Et sinon, j'ai très envie de pousser un peu plus ce que je fais sur mon blog. C'est à dire des bd plus personnelles, des histoires un peu auto-biographiques, de la bd-reportage, des carnets de voyages. Des choses plus documentaires, plus tirées du réel.

Pour l'instant je fais des essais sur mon blog, mais j'aimerais en faire des albums. Je vais essayer d'en faire mes prochains projets.

Et quel a été ton dernier coup de coeur bd ?

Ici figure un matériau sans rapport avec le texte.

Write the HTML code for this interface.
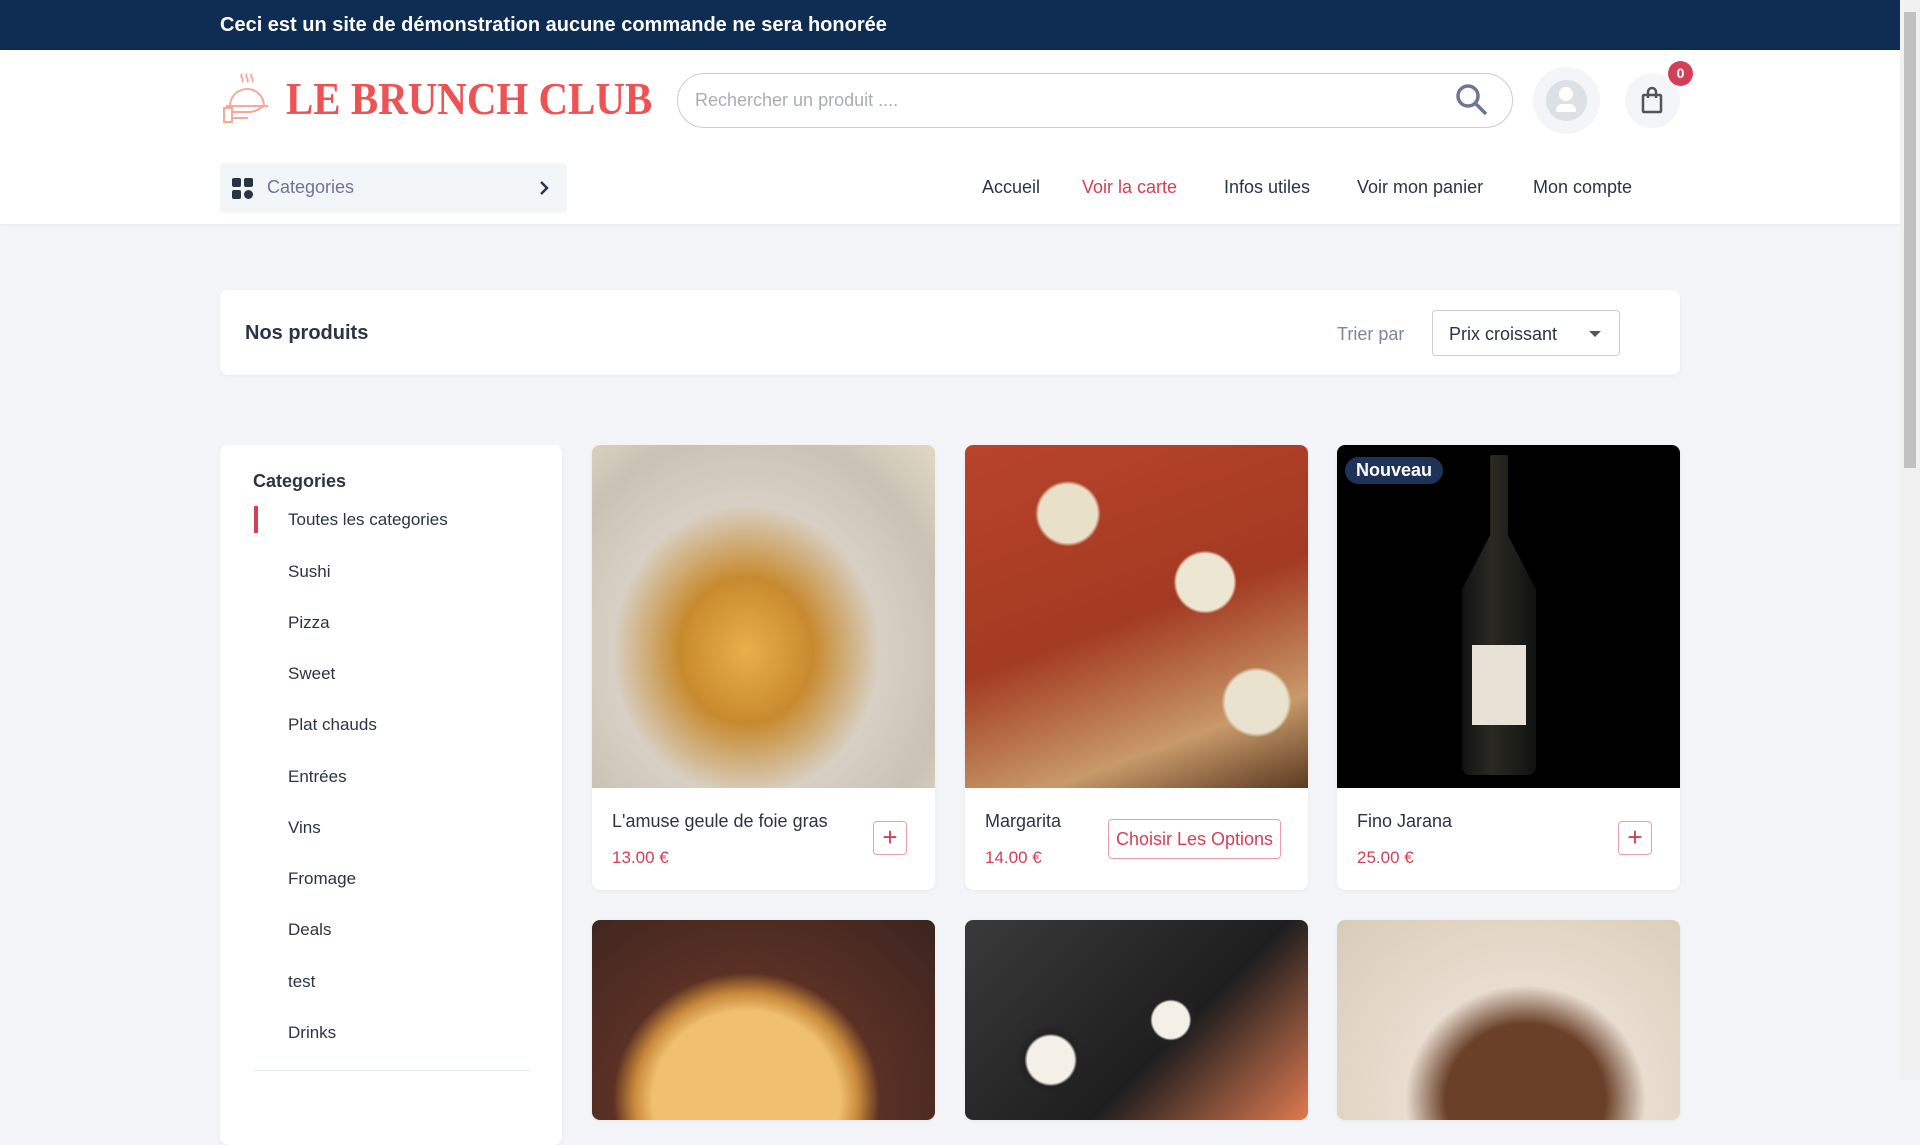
<!DOCTYPE html>
<html><head><meta charset="utf-8"><style>
*{box-sizing:border-box;margin:0;padding:0}
body{width:1920px;height:1080px;overflow:hidden;background:#f3f5f9;font-family:"Liberation Sans",sans-serif;color:#2b3445;position:relative}
.abs{position:absolute}
.top{left:0;top:0;width:1900px;height:50px;background:#0f2d52;color:#fff;font-weight:bold;font-size:20px;line-height:50px;padding-left:220px}
.hdr{left:0;top:50px;width:1900px;height:174px;background:#fff;box-shadow:0 1px 3px rgba(0,0,0,.06)}
.sb{left:1900px;top:0;width:20px;height:1080px;background:#f1f1f1}
.sb i{position:absolute;left:4px;top:12px;width:12px;height:456px;background:#c1c1c1}
.card{background:#fff;border-radius:8px;overflow:hidden;box-shadow:0 1px 3px rgba(3,0,71,.06)}
.nav{top:177px;font-size:18px;color:#2b3445}
.cat{left:288px;font-size:17px;color:#2b3445}
.ttl{font-size:18px;color:#2b3445}
.pr{font-size:17px;color:#d23f57}
.plus{width:34px;height:34px;border:1px solid rgba(210,63,87,.5);border-radius:4px;color:#d23f57;font-size:26px;line-height:30px;text-align:center}
</style></head><body>
<div class="abs top">Ceci est un site de démonstration aucune commande ne sera honorée</div>
<div class="abs hdr"></div>
<svg class="abs" style="left:222px;top:72px" width="48" height="52" viewBox="0 0 48 52" fill="none" stroke="#f7a89a" stroke-width="2"><path d="M20 2c-3 3 3 5 0 8M25 2c-3 3 3 5 0 8M30 2c-3 3 3 5 0 8"/><path d="M8 34a17 17 0 0 1 34 0z"/><path d="M4 34h42"/><rect x="2" y="36" width="8" height="14"/><path d="M10 40h18c6 0 10-4 14-6M10 46h16"/></svg>
<div class="abs" style="left:286px;top:71px;font-family:'Liberation Serif',serif;font-weight:bold;font-size:46px;color:#ee5354;line-height:55px;transform:scaleX(0.89);transform-origin:0 0;white-space:nowrap">LE BRUNCH CLUB</div>
<div class="abs" style="left:677px;top:73px;width:836px;height:55px;border:1px solid #c9ccd2;border-radius:28px;background:#fff"></div>
<div class="abs" style="left:695px;top:90px;font-size:18px;color:#a8adb6">Rechercher un produit ....</div>
<svg class="abs" style="left:1454px;top:82px" width="36" height="36" viewBox="0 0 36 36" fill="none" stroke="#6b7690" stroke-width="3.5"><circle cx="14" cy="14" r="10"/><path d="M21.5 21.5L32 32"/></svg>
<div class="abs" style="left:1533px;top:67px;width:67px;height:67px;border-radius:50%;background:#f3f5f9"></div>
<div class="abs" style="left:1546px;top:80px;width:41px;height:41px;border-radius:50%;background:#dae1e7"></div>
<div class="abs" style="left:1559px;top:87px;width:14px;height:14px;border-radius:50%;background:#fff"></div>
<div class="abs" style="left:1556px;top:104px;width:20px;height:8px;border-radius:8px 8px 2px 2px;background:#fff"></div>
<div class="abs" style="left:1625px;top:73px;width:55px;height:55px;border-radius:50%;background:#f3f5f9"></div>
<svg class="abs" style="left:1640px;top:86px" width="24" height="28" viewBox="0 0 24 28" fill="none" stroke="#555" stroke-width="2.5"><rect x="3" y="9" width="18" height="17" rx="1"/><path d="M8 12V6a4 4 0 0 1 8 0v6"/></svg>
<div class="abs" style="left:1668px;top:61px;width:25px;height:25px;border-radius:50%;background:#d23f57;color:#fff;font-size:14px;font-weight:bold;text-align:center;line-height:25px">0</div>
<div class="abs" style="left:220px;top:163px;width:347px;height:50px;background:#f3f6f9;border-radius:4px"></div>
<svg class="abs" style="left:232px;top:178px" width="21" height="21" viewBox="0 0 21 21" fill="#2b3445"><rect x="0" y="0" width="9" height="9" rx="2"/><rect x="12" y="0" width="9" height="9" rx="2"/><rect x="0" y="12" width="9" height="9" rx="2"/><circle cx="16.5" cy="16.5" r="4.5"/></svg>
<div class="abs" style="left:267px;top:177px;font-size:18px;color:#6b7690">Categories</div>
<svg class="abs" style="left:538px;top:180px" width="12" height="16" viewBox="0 0 12 16" fill="none" stroke="#2b3445" stroke-width="2.5"><path d="M3 2l6 6-6 6"/></svg>
<div class="abs nav" style="left:982px">Accueil</div>
<div class="abs nav" style="left:1082px;color:#d23f57">Voir la carte</div>
<div class="abs nav" style="left:1224px">Infos utiles</div>
<div class="abs nav" style="left:1357px">Voir mon panier</div>
<div class="abs nav" style="left:1533px">Mon compte</div>

<div class="abs card" style="left:220px;top:290px;width:1460px;height:85px"></div>
<div class="abs" style="left:245px;top:322px;font-size:20px;font-weight:bold;color:#2b3445">Nos produits</div>
<div class="abs" style="left:1337px;top:324px;font-size:18px;color:#7d879c">Trier par</div>
<div class="abs" style="left:1432px;top:310px;width:188px;height:46px;border:1px solid #c9ccd2;border-radius:4px;background:#fff"></div>
<div class="abs" style="left:1449px;top:324px;font-size:18px;color:#2b3445">Prix croissant</div>
<div class="abs" style="left:1589px;top:331px;border-left:6px solid transparent;border-right:6px solid transparent;border-top:6px solid #555"></div>

<div class="abs card" style="left:220px;top:445px;width:342px;height:700px"></div>
<div class="abs" style="left:253px;top:471px;font-size:18px;font-weight:bold;color:#2b3445">Categories</div>
<div class="abs" style="left:254px;top:506px;width:4px;height:27px;background:#d23f57"></div>
<div class="abs cat" style="top:510px">Toutes les categories</div>
<div class="abs cat" style="top:562px">Sushi</div>
<div class="abs cat" style="top:613px">Pizza</div>
<div class="abs cat" style="top:664px">Sweet</div>
<div class="abs cat" style="top:715px">Plat chauds</div>
<div class="abs cat" style="top:767px">Entrées</div>
<div class="abs cat" style="top:818px">Vins</div>
<div class="abs cat" style="top:869px">Fromage</div>
<div class="abs cat" style="top:920px">Deals</div>
<div class="abs cat" style="top:972px">test</div>
<div class="abs cat" style="top:1023px">Drinks</div>
<div class="abs" style="left:254px;top:1070px;width:276px;height:1px;background:#e3e9ef"></div>

<div class="abs card" style="left:592px;top:445px;width:343px;height:445px">
 <div style="height:343px;background:radial-gradient(ellipse at 45% 60%,#e8b04a 0%,#c88a2e 25%,#d8d0c4 50%,#c9c2b5 75%,#e2d9c4 100%)"></div></div>
<div class="abs card" style="left:965px;top:445px;width:343px;height:445px">
 <div style="height:343px;background:radial-gradient(circle at 30% 20%,#e8e0c8 0 8%,transparent 9%),radial-gradient(circle at 70% 40%,#ede6d2 0 9%,transparent 10%),radial-gradient(circle at 85% 75%,#e9e2ce 0 8%,transparent 9%),linear-gradient(160deg,#b8442a,#a33a22 50%,#c89a6a 80%,#5a3a20)"></div></div>
<div class="abs card" style="left:1337px;top:445px;width:343px;height:445px">
 <div style="height:343px;background:#000;position:relative">
  <div style="position:absolute;left:125px;top:10px;width:74px;height:320px;background:linear-gradient(90deg,#111,#2a2a22 40%,#111);border-radius:30px 30px 8px 8px;clip-path:polygon(38% 0,62% 0,62% 25%,100% 42%,100% 100%,0 100%,0 42%,38% 25%)"></div>
  <div style="position:absolute;left:135px;top:200px;width:54px;height:80px;background:#e8e2d6"></div>
  <div style="position:absolute;left:8px;top:12px;background:#1f3358;color:#fff;font-size:18px;font-weight:bold;padding:3px 11px;border-radius:16px">Nouveau</div>
 </div></div>
<div class="abs ttl" style="left:612px;top:811px">L'amuse geule de foie gras</div>
<div class="abs pr" style="left:612px;top:848px">13.00 €</div>
<div class="abs plus" style="left:873px;top:821px">+</div>
<div class="abs ttl" style="left:985px;top:811px">Margarita</div>
<div class="abs pr" style="left:985px;top:848px">14.00 €</div>
<div class="abs" style="left:1108px;top:819px;width:173px;height:40px;border:1px solid rgba(210,63,87,.5);border-radius:4px;color:#d23f57;font-size:18px;text-align:center;line-height:38px">Choisir Les Options</div>
<div class="abs ttl" style="left:1357px;top:811px">Fino Jarana</div>
<div class="abs pr" style="left:1357px;top:848px">25.00 €</div>
<div class="abs plus" style="left:1618px;top:821px">+</div>

<div class="abs card" style="left:592px;top:920px;width:343px;height:200px;background:radial-gradient(ellipse at 45% 90%,#f0c070 0 35%,#c98a3a 42%,#5a3024 50%,#3a2420 100%)"></div>
<div class="abs card" style="left:965px;top:920px;width:343px;height:200px;background:radial-gradient(circle at 25% 70%,#f4f0e8 0 8%,#222 9%,transparent 12%),radial-gradient(circle at 60% 50%,#f4f0e8 0 8%,#222 9%,transparent 12%),linear-gradient(135deg,#3a3a3a,#1e1e1e 60%,#e07a50)"></div>
<div class="abs card" style="left:1337px;top:920px;width:343px;height:200px;background:radial-gradient(ellipse at 55% 90%,#6a4028 0 30%,#e8ddd0 45%,#d8cbb8 100%)"></div>
<div class="abs sb"><i></i></div>
</body></html>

J'ai lu pas mal de mangas pas très récents, ces derniers temps. Une série qui s'appelle Kamui-DenNonNonBâ aussi. J'adore ce style-là. J'essaie de trouver des bd dans ce genre, des mangas un peu à l'ancienne avec un encrage très léché, des décors soignés etc. Kamui-Den c'est dans un style un peu Tezuka. C'est une grande saga épique avec des histoires un peu shakespeariennes, et des passages plus documentaires aussi, où il explique comment ça se passait dans les rizières, pour cultiver le riz, quelles étaient les classes sociales au Japon à l'époque féodale. C'est incroyablement intéressant à lire. Je crois que ce sont mes derniers coups de cœur.

Oh si, j'ai lu une super bd ! Ça s'appelle Histoire d'un couple, c'est une bd coréenne sortie chez Ego comme X. C'est l'histoire d'un couple, quelque chose d'autobiographique. Un auteur de bd qui est parti habiter à la campagne avec sa femme, dans une maison paumée. Il raconte son aventure, comment il s'est acclimaté à la vie rurale. Ça rejoint un peu ce que j'ai envie de faire, ça m'a vachement plu.